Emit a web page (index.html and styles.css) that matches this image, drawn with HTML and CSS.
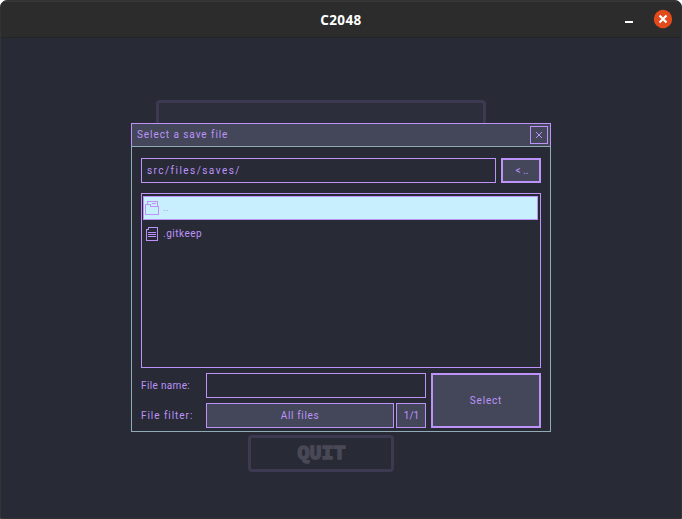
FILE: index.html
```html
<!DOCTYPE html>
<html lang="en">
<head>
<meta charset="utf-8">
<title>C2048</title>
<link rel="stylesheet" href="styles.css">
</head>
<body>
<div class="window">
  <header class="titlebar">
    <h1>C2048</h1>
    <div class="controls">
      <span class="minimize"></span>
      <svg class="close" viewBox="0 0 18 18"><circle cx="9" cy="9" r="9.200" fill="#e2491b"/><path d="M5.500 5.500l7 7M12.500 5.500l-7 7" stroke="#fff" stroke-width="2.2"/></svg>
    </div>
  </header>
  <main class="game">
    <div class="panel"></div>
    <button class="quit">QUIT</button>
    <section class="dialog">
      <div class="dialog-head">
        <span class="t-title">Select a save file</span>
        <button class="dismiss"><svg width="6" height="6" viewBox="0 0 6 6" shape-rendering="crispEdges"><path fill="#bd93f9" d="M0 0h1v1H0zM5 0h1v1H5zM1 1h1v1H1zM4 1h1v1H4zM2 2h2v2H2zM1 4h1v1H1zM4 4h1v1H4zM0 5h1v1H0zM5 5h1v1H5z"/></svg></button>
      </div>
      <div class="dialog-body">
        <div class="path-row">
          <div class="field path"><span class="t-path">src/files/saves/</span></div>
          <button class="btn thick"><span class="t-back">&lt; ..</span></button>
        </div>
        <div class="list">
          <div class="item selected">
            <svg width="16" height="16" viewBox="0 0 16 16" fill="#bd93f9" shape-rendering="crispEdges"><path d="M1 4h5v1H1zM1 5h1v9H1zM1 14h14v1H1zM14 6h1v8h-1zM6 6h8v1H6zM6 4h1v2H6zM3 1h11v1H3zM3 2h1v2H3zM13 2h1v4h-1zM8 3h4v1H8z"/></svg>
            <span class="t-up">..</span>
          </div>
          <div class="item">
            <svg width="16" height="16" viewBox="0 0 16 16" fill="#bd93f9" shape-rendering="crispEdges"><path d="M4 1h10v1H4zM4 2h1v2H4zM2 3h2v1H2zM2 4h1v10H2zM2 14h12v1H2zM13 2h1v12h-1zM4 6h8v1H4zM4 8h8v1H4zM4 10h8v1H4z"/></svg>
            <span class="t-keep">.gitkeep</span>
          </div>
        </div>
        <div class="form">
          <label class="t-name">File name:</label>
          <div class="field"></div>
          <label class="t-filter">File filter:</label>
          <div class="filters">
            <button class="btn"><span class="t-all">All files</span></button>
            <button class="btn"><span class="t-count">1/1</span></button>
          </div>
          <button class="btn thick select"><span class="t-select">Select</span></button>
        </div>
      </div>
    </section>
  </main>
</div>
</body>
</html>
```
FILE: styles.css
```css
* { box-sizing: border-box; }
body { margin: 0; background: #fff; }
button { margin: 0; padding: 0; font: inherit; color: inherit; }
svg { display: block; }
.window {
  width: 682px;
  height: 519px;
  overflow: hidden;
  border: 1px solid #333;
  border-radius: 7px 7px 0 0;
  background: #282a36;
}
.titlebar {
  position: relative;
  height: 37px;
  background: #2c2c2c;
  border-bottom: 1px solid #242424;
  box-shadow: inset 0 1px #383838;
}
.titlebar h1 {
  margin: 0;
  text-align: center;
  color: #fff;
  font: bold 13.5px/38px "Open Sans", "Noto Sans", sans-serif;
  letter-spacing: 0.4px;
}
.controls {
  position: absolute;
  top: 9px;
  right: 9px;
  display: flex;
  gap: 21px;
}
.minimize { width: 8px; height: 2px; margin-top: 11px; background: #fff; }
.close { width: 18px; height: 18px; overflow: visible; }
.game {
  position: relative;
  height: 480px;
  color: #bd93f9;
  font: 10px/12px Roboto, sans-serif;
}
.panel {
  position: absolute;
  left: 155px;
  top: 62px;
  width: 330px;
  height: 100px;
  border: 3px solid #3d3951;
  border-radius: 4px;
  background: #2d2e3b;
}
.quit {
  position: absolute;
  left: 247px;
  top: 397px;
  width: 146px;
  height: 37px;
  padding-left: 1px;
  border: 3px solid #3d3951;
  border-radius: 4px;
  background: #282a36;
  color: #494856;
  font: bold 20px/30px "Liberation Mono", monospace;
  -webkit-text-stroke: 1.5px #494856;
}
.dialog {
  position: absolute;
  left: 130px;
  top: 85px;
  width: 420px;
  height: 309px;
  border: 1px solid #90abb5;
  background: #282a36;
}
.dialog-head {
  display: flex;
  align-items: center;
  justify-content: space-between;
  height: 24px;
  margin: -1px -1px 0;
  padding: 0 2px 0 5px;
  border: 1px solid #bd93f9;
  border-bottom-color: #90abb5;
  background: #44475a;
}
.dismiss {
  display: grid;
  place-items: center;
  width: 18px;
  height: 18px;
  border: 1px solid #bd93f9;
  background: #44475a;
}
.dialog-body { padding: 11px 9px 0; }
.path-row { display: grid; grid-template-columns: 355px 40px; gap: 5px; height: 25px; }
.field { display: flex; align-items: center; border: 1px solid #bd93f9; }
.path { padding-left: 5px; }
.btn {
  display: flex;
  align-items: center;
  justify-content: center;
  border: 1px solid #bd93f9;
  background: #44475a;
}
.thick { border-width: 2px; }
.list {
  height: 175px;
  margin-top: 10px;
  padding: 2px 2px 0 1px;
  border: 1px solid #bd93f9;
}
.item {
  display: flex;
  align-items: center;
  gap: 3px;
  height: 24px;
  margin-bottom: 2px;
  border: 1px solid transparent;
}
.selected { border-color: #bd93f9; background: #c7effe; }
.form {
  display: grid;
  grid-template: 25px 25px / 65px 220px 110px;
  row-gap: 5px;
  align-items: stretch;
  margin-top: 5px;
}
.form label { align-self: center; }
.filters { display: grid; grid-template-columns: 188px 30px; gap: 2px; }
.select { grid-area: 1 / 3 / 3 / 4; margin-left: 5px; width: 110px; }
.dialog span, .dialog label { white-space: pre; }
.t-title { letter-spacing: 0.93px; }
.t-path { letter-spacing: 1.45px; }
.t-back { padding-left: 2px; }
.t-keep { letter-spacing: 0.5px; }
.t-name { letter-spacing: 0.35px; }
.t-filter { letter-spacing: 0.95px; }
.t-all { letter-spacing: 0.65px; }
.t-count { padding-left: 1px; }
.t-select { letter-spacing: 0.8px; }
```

YOUR OBJECTIVE:
Quote the preceding listing precisely and completely, omitting its images.

OUTPUT FOR THIS EXERCISE:
Emit a web page (index.html and styles.css) that matches this image, drawn with HTML and CSS.
FILE: index.html
```html
<!DOCTYPE html>
<html lang="en">
<head>
<meta charset="utf-8">
<title>C2048</title>
<link rel="stylesheet" href="styles.css">
</head>
<body>
<div class="window">
  <header class="titlebar">
    <h1>C2048</h1>
    <div class="controls">
      <span class="minimize"></span>
      <svg class="close" viewBox="0 0 18 18"><circle cx="9" cy="9" r="9.200" fill="#e2491b"/><path d="M5.500 5.500l7 7M12.500 5.500l-7 7" stroke="#fff" stroke-width="2.2"/></svg>
    </div>
  </header>
  <main class="game">
    <div class="panel"></div>
    <button class="quit">QUIT</button>
    <section class="dialog">
      <div class="dialog-head">
        <span class="t-title">Select a save file</span>
        <button class="dismiss"><svg width="6" height="6" viewBox="0 0 6 6" shape-rendering="crispEdges"><path fill="#bd93f9" d="M0 0h1v1H0zM5 0h1v1H5zM1 1h1v1H1zM4 1h1v1H4zM2 2h2v2H2zM1 4h1v1H1zM4 4h1v1H4zM0 5h1v1H0zM5 5h1v1H5z"/></svg></button>
      </div>
      <div class="dialog-body">
        <div class="path-row">
          <div class="field path"><span class="t-path">src/files/saves/</span></div>
          <button class="btn thick"><span class="t-back">&lt; ..</span></button>
        </div>
        <div class="list">
          <div class="item selected">
            <svg width="16" height="16" viewBox="0 0 16 16" fill="#bd93f9" shape-rendering="crispEdges"><path d="M1 4h5v1H1zM1 5h1v9H1zM1 14h14v1H1zM14 6h1v8h-1zM6 6h8v1H6zM6 4h1v2H6zM3 1h11v1H3zM3 2h1v2H3zM13 2h1v4h-1zM8 3h4v1H8z"/></svg>
            <span class="t-up">..</span>
          </div>
          <div class="item">
            <svg width="16" height="16" viewBox="0 0 16 16" fill="#bd93f9" shape-rendering="crispEdges"><path d="M4 1h10v1H4zM4 2h1v2H4zM2 3h2v1H2zM2 4h1v10H2zM2 14h12v1H2zM13 2h1v12h-1zM4 6h8v1H4zM4 8h8v1H4zM4 10h8v1H4z"/></svg>
            <span class="t-keep">.gitkeep</span>
          </div>
        </div>
        <div class="form">
          <label class="t-name">File name:</label>
          <div class="field"></div>
          <label class="t-filter">File filter:</label>
          <div class="filters">
            <button class="btn"><span class="t-all">All files</span></button>
            <button class="btn"><span class="t-count">1/1</span></button>
          </div>
          <button class="btn thick select"><span class="t-select">Select</span></button>
        </div>
      </div>
    </section>
  </main>
</div>
</body>
</html>
```
FILE: styles.css
```css
* { box-sizing: border-box; }
body { margin: 0; background: #fff; }
button { margin: 0; padding: 0; font: inherit; color: inherit; }
svg { display: block; }
.window {
  width: 682px;
  height: 519px;
  overflow: hidden;
  border: 1px solid #333;
  border-radius: 7px 7px 0 0;
  background: #282a36;
}
.titlebar {
  position: relative;
  height: 37px;
  background: #2c2c2c;
  border-bottom: 1px solid #242424;
  box-shadow: inset 0 1px #383838;
}
.titlebar h1 {
  margin: 0;
  text-align: center;
  color: #fff;
  font: bold 13.5px/38px "Open Sans", "Noto Sans", sans-serif;
  letter-spacing: 0.4px;
}
.controls {
  position: absolute;
  top: 9px;
  right: 9px;
  display: flex;
  gap: 21px;
}
.minimize { width: 8px; height: 2px; margin-top: 11px; background: #fff; }
.close { width: 18px; height: 18px; overflow: visible; }
.game {
  position: relative;
  height: 480px;
  color: #bd93f9;
  font: 10px/12px Roboto, sans-serif;
}
.panel {
  position: absolute;
  left: 155px;
  top: 62px;
  width: 330px;
  height: 100px;
  border: 3px solid #3d3951;
  border-radius: 4px;
  background: #2d2e3b;
}
.quit {
  position: absolute;
  left: 247px;
  top: 397px;
  width: 146px;
  height: 37px;
  padding-left: 1px;
  border: 3px solid #3d3951;
  border-radius: 4px;
  background: #282a36;
  color: #494856;
  font: bold 20px/30px "Liberation Mono", monospace;
  -webkit-text-stroke: 1.5px #494856;
}
.dialog {
  position: absolute;
  left: 130px;
  top: 85px;
  width: 420px;
  height: 309px;
  border: 1px solid #90abb5;
  background: #282a36;
}
.dialog-head {
  display: flex;
  align-items: center;
  justify-content: space-between;
  height: 24px;
  margin: -1px -1px 0;
  padding: 0 2px 0 5px;
  border: 1px solid #bd93f9;
  border-bottom-color: #90abb5;
  background: #44475a;
}
.dismiss {
  display: grid;
  place-items: center;
  width: 18px;
  height: 18px;
  border: 1px solid #bd93f9;
  background: #44475a;
}
.dialog-body { padding: 11px 9px 0; }
.path-row { display: grid; grid-template-columns: 355px 40px; gap: 5px; height: 25px; }
.field { display: flex; align-items: center; border: 1px solid #bd93f9; }
.path { padding-left: 5px; }
.btn {
  display: flex;
  align-items: center;
  justify-content: center;
  border: 1px solid #bd93f9;
  background: #44475a;
}
.thick { border-width: 2px; }
.list {
  height: 175px;
  margin-top: 10px;
  padding: 2px 2px 0 1px;
  border: 1px solid #bd93f9;
}
.item {
  display: flex;
  align-items: center;
  gap: 3px;
  height: 24px;
  margin-bottom: 2px;
  border: 1px solid transparent;
}
.selected { border-color: #bd93f9; background: #c7effe; }
.form {
  display: grid;
  grid-template: 25px 25px / 65px 220px 110px;
  row-gap: 5px;
  align-items: stretch;
  margin-top: 5px;
}
.form label { align-self: center; }
.filters { display: grid; grid-template-columns: 188px 30px; gap: 2px; }
.select { grid-area: 1 / 3 / 3 / 4; margin-left: 5px; width: 110px; }
.dialog span, .dialog label { white-space: pre; }
.t-title { letter-spacing: 0.93px; }
.t-path { letter-spacing: 1.45px; }
.t-back { padding-left: 2px; }
.t-keep { letter-spacing: 0.5px; }
.t-name { letter-spacing: 0.35px; }
.t-filter { letter-spacing: 0.95px; }
.t-all { letter-spacing: 0.65px; }
.t-count { padding-left: 1px; }
.t-select { letter-spacing: 0.8px; }
```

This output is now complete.